Problem statement: Isolate every line in the data with the string "component" and copy it.

(Stored data entries)
— begin —
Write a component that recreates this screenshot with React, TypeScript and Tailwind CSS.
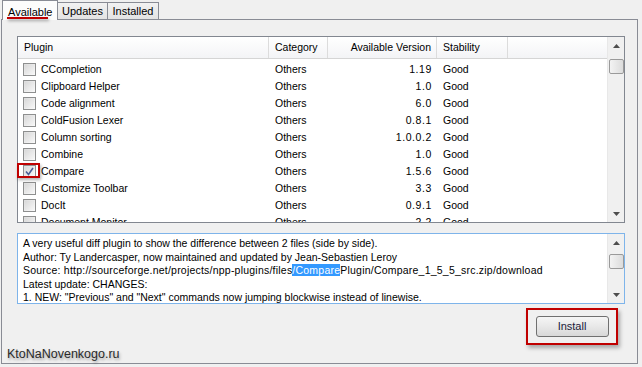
import React from "react";

const rows: [string, string, string, string][] = [
  ["CCompletion", "Others", "1.19", "Good"],
  ["Clipboard Helper", "Others", "1.0", "Good"],
  ["Code alignment", "Others", "6.0", "Good"],
  ["ColdFusion Lexer", "Others", "0.8.1", "Good"],
  ["Column sorting", "Others", "1.0.0.2", "Good"],
  ["Combine", "Others", "1.0", "Good"],
  ["Compare", "Others", "1.5.6", "Good"],
  ["Customize Toolbar", "Others", "3.3", "Good"],
  ["DocIt", "Others", "0.9.1", "Good"],
  ["Document Monitor", "Others", "2.2", "Good"],
];

function Checkbox({ checked }: { checked?: boolean }) {
  return (
    <div className="w-[13px] h-[13px] border border-[#8e8f8f] bg-gradient-to-br from-[#dcdcdc] to-[#fbfbfb] flex items-center justify-center shrink-0">
      <div className="w-[9px] h-[9px] bg-gradient-to-br from-[#d9d9d9] to-[#f6f6f6] flex items-center justify-center">
        {checked && (
          <svg width="9" height="9" viewBox="0 0 9 9">
            <path d="M1 4.5 L3.5 7.5 L8 1" stroke="#4a5f97" strokeWidth="1.6" fill="none" />
          </svg>
        )}
      </div>
    </div>
  );
}

function UpArrow() {
  return (
    <svg width="7" height="4" viewBox="0 0 7 4">
      <path d="M0 4 L3.5 0 L7 4 Z" fill="#4d4d4d" />
    </svg>
  );
}
function DownArrow() {
  return (
    <svg width="7" height="4" viewBox="0 0 7 4">
      <path d="M0 0 L3.5 4 L7 0 Z" fill="#4d4d4d" />
    </svg>
  );
}

function Scrollbar({ thumbTop }: { thumbTop: number }) {
  return (
    <div className="w-[17px] h-full shrink-0 bg-[#f0f0f0] border-l border-[#e8e8e8] flex flex-col items-center">
      <div className="h-[17px] w-full shrink-0 flex items-center justify-center">
        <UpArrow />
      </div>
      <div className="flex-1 w-full relative">
        <div
          className="absolute left-[1px] w-[15px] h-[15px] rounded-[2px] border border-[#9a9a9a] bg-gradient-to-r from-[#f3f3f3] to-[#dcdcdc]"
          style={{ top: thumbTop }}
        />
      </div>
      <div className="h-[17px] w-full shrink-0 flex items-center justify-center">
        <DownArrow />
      </div>
    </div>
  );
}

export default function App() {
  return (
    <div
      className="w-[642px] h-[367px] bg-[#f0f0f0] relative overflow-hidden text-[10.5px] text-black"
      style={{ fontFamily: '"Liberation Sans", Arial, sans-serif' }}
    >
      {/* Tabs */}
      <div className="flex items-end h-[20px] pl-[2px] relative z-10">
        <div className="relative w-[56px] h-[20px] bg-[#fcfcfc] border border-b-0 border-[#898c95] flex items-start pt-[3px] pl-[5px] text-[11px]">
          <span>Available</span>
          <div className="absolute left-[4px] top-[16px] w-[41px] h-[2px] bg-[#c00000] shadow-[1px_2px_3px_rgba(0,0,0,0.35)]" />
        </div>
        <div className="w-[50px] h-[17px] mb-[1px] bg-gradient-to-b from-[#f2f2f2] to-[#e3e3e3] border border-b-0 border-l-0 border-[#898c95] flex items-center justify-center text-[11px]">
          Updates
        </div>
        <div className="w-[51px] h-[17px] mb-[1px] bg-gradient-to-b from-[#f2f2f2] to-[#e3e3e3] border border-b-0 border-l-0 border-[#898c95] flex items-center justify-center text-[11px]">
          Installed
        </div>
      </div>

      {/* Panel */}
      <div className="ml-[1px] -mt-[1px] w-[637px] h-[345px] border border-[#898c95] bg-[#f0f0f0] pt-[16px] pl-[15px] flex flex-col">
        {/* List */}
        <div className="w-[608px] h-[187px] shrink-0 border border-[#828790] bg-white flex">
          <div className="flex-1 flex flex-col overflow-hidden">
            <div className="h-[22px] shrink-0 flex bg-gradient-to-b from-white to-[#f3f4f6] border-b border-[#d5d5d5] text-[#000]">
              <div className="w-[251px] pl-[6px] flex items-center border-r border-[#dcdcdc]">Plugin</div>
              <div className="w-[59px] pl-[6px] flex items-center border-r border-[#dcdcdc]">Category</div>
              <div className="w-[109px] pr-[5px] flex items-center justify-end border-r border-[#dcdcdc]">Available Version</div>
              <div className="w-[71px] pl-[6px] flex items-center border-r border-[#dcdcdc]">Stability</div>
              <div className="flex-1" />
            </div>
            <div className="pt-[2px] flex flex-col">
              {rows.map(([name, cat, ver, stab]) => (
                <div key={name} className="h-[17px] flex items-center shrink-0">
                  <div className="w-[251px] flex items-center pl-[5px] gap-[5px]">
                    <Checkbox checked={name === "Compare"} />
                    <span>{name}</span>
                  </div>
                  <div className="w-[59px] pl-[6px]">{cat}</div>
                  <div className="w-[109px] pr-[5px] text-right tracking-[0.6px]">{ver}</div>
                  <div className="w-[71px] pl-[6px]">{stab}</div>
                </div>
              ))}
            </div>
          </div>
          <Scrollbar thumbTop={5} />
        </div>

        {/* Description */}
        <div className="mt-[10px] w-[608px] h-[71px] shrink-0 border border-[#7eb4ea] bg-white flex">
          <div className="flex-1 pl-[5px] pt-[3px] leading-[13.5px] overflow-hidden whitespace-nowrap">
            <div>A very useful diff plugin to show the difference between 2 files (side by side).</div>
            <div>Author: Ty Landercasper, now maintained and updated by Jean-Sebastien Leroy</div>
            <div className="tracking-[0.22px]">
              Source: http://sourceforge.net/projects/npp-plugins/files
              <span className="bg-[#3399ff] text-white">/Compare</span>
              Plugin/Compare_1_5_5_src.zip/download
            </div>
            <div>Latest update: CHANGES:</div>
            <div>1. NEW: "Previous" and "Next" commands now jumping blockwise instead of linewise.</div>
          </div>
          <Scrollbar thumbTop={3} />
        </div>

        {/* Install */}
        <div className="flex justify-end pr-[19px] mt-[4px]">
          <div className="w-[92px] h-[37px] border-2 border-[#c00000] shadow-[2px_3px_4px_rgba(0,0,0,0.3)] flex items-center justify-center">
            <button className="w-[73px] h-[21px] rounded-[3px] border border-[#707070] bg-gradient-to-b from-[#f6f6f6] via-[#e8e8e8] to-[#d8d8d8] text-[11px] text-[#1a1a3a]">
              Install
            </button>
          </div>
        </div>
      </div>

      {/* Red marker around checked checkbox */}
      <div className="absolute left-[17px] top-[163px] w-[23px] h-[15px] border-2 border-[#c00000] shadow-[1px_2px_3px_rgba(0,0,0,0.3)]" />

      {/* Watermark */}
      <div
        className="absolute left-[7px] top-[345px] text-[12.5px] text-[#2a2a2a]"
        style={{ textShadow: "1px 2px 3px rgba(0,0,0,0.35)", fontFamily: '"Liberation Sans", Arial, sans-serif' }}
      >
        KtoNaNovenkogo.ru
      </div>
    </div>
  );
}
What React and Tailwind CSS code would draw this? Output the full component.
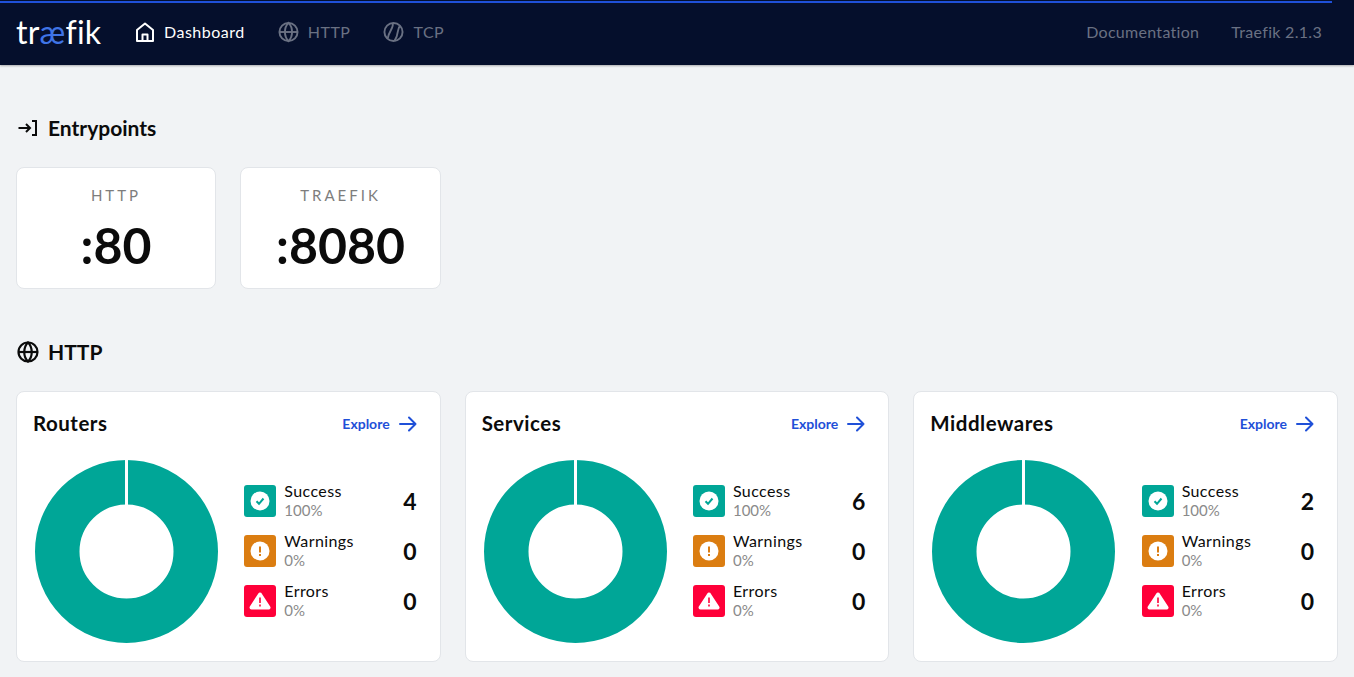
import React from "react";

function Logo() {
  return (
    <div className="w-[86px] h-[32px] text-[32px] leading-[32px] font-normal text-white flex items-center font-['Lato',sans-serif] tracking-[0.2px]">
      <span>tr</span><span className="text-[#3f74e6]">æ</span><span>fik</span>
    </div>
  );
}

const HomeIcon = () => (
  <svg width="20" height="20" viewBox="0 0 20 20" fill="none" stroke="currentColor" strokeWidth="2" strokeLinejoin="round">
    <path d="M2 8 10 1.500 18 8V19H2Z" />
    <path d="M7.500 19V12.500H12.500V19" />
  </svg>
);
const GlobeIcon = ({ size = 22, sw = 2 }) => (
  <svg width={size} height={size} viewBox="0 0 22 22" fill="none" stroke="currentColor" strokeWidth={sw}>
    <circle cx="11" cy="11" r="9.500" />
    <path d="M1.500 11H20.500" />
    <path d="M11 1.500C6 6.500 6 15.500 11 20.500C16 15.500 16 6.500 11 1.500Z" />
  </svg>
);
const BallIcon = () => (
  <svg width="22" height="22" viewBox="0 0 22 22" fill="none" stroke="currentColor" strokeWidth="2">
    <circle cx="11" cy="11" r="9.500" />
    <path d="M10 1.500C12 6 6.500 9 5 17.500" />
    <path d="M18 4.500C14 8 17.500 12 12 20.500" />
  </svg>
);
const EntryIcon = () => (
  <svg width="20" height="18" viewBox="0 0 20 18" fill="none" stroke="currentColor" strokeWidth="2">
    <path d="M1.500 9H12.500M9 5l4 4-4 4" />
    <path d="M15 2H19V16H15" />
  </svg>
);
const ArrowIcon = () => (
  <svg width="18" height="16" viewBox="0 0 18 16" fill="none" stroke="currentColor" strokeWidth="2" strokeLinecap="round" strokeLinejoin="round">
    <path d="M1 8H16.500M10 1.500 16.500 8 10 14.500" />
  </svg>
);

const CheckBadge = () => (
  <svg width="20" height="20" viewBox="0 0 20 20">
    <circle cx="10" cy="10" r="9.500" fill="#fff" />
    <path d="M6.500 10.300 9 12.800 13.500 7.500" fill="none" stroke="#00a697" strokeWidth="2" />
  </svg>
);
const WarnBadge = () => (
  <svg width="20" height="20" viewBox="0 0 20 20">
    <circle cx="10" cy="10" r="9.500" fill="#fff" />
    <path d="M10 5.500V11.500M10 13V15" stroke="#db7d11" strokeWidth="2" />
  </svg>
);
const ErrorBadge = () => (
  <svg width="22" height="20" viewBox="0 0 22 20">
    <path d="M11 3.500 19.500 16.500H2.500Z" fill="#fff" stroke="#fff" strokeWidth="4" strokeLinejoin="round" />
    <path d="M11 6.500V12M11 13.500V15.500" stroke="#ff0039" strokeWidth="1.600" />
  </svg>
);

function Donut() {
  return (
    <svg width="183" height="183" viewBox="0 0 183 183" className="shrink-0">
      <circle cx="91.500" cy="91.500" r="69.250" fill="none" stroke="#00a697" strokeWidth="44.500" />
      <rect x="90" y="0" width="3" height="45" fill="#fff" />
    </svg>
  );
}

function StatRow({ color, Icon, label, pct, value }) {
  return (
    <div className="flex items-center h-[32px]">
      <div className={`w-8 h-8 rounded-[3px] flex items-center justify-center shrink-0 ${color}`}>
        <Icon />
      </div>
      <div className="ml-2 flex-1 flex flex-col">
        <div className="text-[16px] leading-[18px] text-[#0b0b0b] tracking-[0.4px]">{label}</div>
        <div className="text-[15px] leading-[21px] text-[#8a8a8a]">{pct}</div>
      </div>
      <div className="text-[23px] leading-none font-bold text-[#0b0b0b]">{value}</div>
    </div>
  );
}

function PanelCard({ title, success }) {
  return (
    <div className="bg-white border border-[#e2e5e9] rounded-lg h-[270.500px] pl-4 pr-[23px] pt-[15px]">
      <div className="flex items-center justify-between h-[33px]">
        <div className="text-[20.500px] leading-none font-bold text-[#0b0b0b] tracking-[0.5px]">{title}</div>
        <a className="flex items-center gap-[9px] text-[14px] font-bold text-[#1f50d8]">
          Explore <ArrowIcon />
        </a>
      </div>
      <div className="flex items-center mt-[20px]">
        <div className="ml-[2px] flex">
          <Donut />
        </div>
        <div className="ml-[26.300px] mb-[1px] flex-1 flex flex-col gap-[18px]">
          <StatRow color="bg-[#00a697]" Icon={CheckBadge} label="Success" pct="100%" value={success} />
          <StatRow color="bg-[#db7d11]" Icon={WarnBadge} label="Warnings" pct="0%" value="0" />
          <StatRow color="bg-[#ff0039]" Icon={ErrorBadge} label="Errors" pct="0%" value="0" />
        </div>
      </div>
    </div>
  );
}

function EntryCard({ name, port }) {
  return (
    <div className="h-[122px] bg-white border border-[#e2e5e9] rounded-lg flex flex-col items-center pt-[17px]">
      <div className="text-[15px] leading-[20px] tracking-[3px] text-[#7d7d7d]">{name}</div>
      <div className="text-[50px] leading-[60px] mt-[10px] font-bold text-[#0b0b0b]">{port}</div>
    </div>
  );
}

function SectionTitle({ icon, children }) {
  return (
    <div className="flex items-center h-8 text-[#0b0b0b]">
      <div className="w-[22px] flex justify-start ml-[1px]">{icon}</div>
      <div className="ml-[9px] pb-[2px] text-[21px] leading-none font-bold">{children}</div>
    </div>
  );
}

function NavItem({ icon, label, active }) {
  return (
    <div className={`flex items-center gap-[9px] text-[16px] tracking-[0.5px] ${active ? "text-white" : "text-[#6a7183]"}`}>
      <span className="w-[21px] flex justify-center">{icon}</span>
      {label}
    </div>
  );
}

export default function App() {
  return (
    <div className="h-[677px] overflow-hidden bg-[#f1f3f5] font-['Lato',sans-serif]">
      <header className="relative h-[65px] bg-[#050f2c] flex items-center justify-between pl-4 pr-8 pb-[1px] shadow-[0_1px_2px_rgba(0,0,0,0.3)]">
        <div className="absolute left-0 top-[1px] h-[2px] w-[1332px] bg-[#1f50d8]" />
        <div className="flex items-center">
          <Logo />
          <div className="flex items-center gap-[33px] ml-[32px]">
            <NavItem active icon={<HomeIcon />} label="Dashboard" />
            <NavItem icon={<GlobeIcon />} label="HTTP" />
            <NavItem icon={<BallIcon />} label="TCP" />
          </div>
        </div>
        <div className="flex items-center gap-[32px] text-[16px] tracking-[0.3px] text-[#6a7183]">
          <span>Documentation</span>
          <span>Traefik 2.1.3</span>
        </div>
      </header>
      <main className="px-4">
        <div className="pt-[47px]">
          <SectionTitle icon={<EntryIcon />}>Entrypoints</SectionTitle>
        </div>
        <div className="grid grid-cols-[200px_201px] gap-[24px] mt-[23px]">
          <EntryCard name="HTTP" port=":80" />
          <EntryCard name="TRAEFIK" port=":8080" />
        </div>
        <div className="mt-[47px]">
          <SectionTitle icon={<GlobeIcon sw={2.200} />}>HTTP</SectionTitle>
        </div>
        <div className="grid grid-cols-3 gap-[24px] mt-[23px]">
          <PanelCard title="Routers" success="4" />
          <PanelCard title="Services" success="6" />
          <PanelCard title="Middlewares" success="2" />
        </div>
      </main>
    </div>
  );
}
— end —
Output for this exercise:
Write a component that recreates this screenshot with React, TypeScript and Tailwind CSS.
What React and Tailwind CSS code would draw this? Output the full component.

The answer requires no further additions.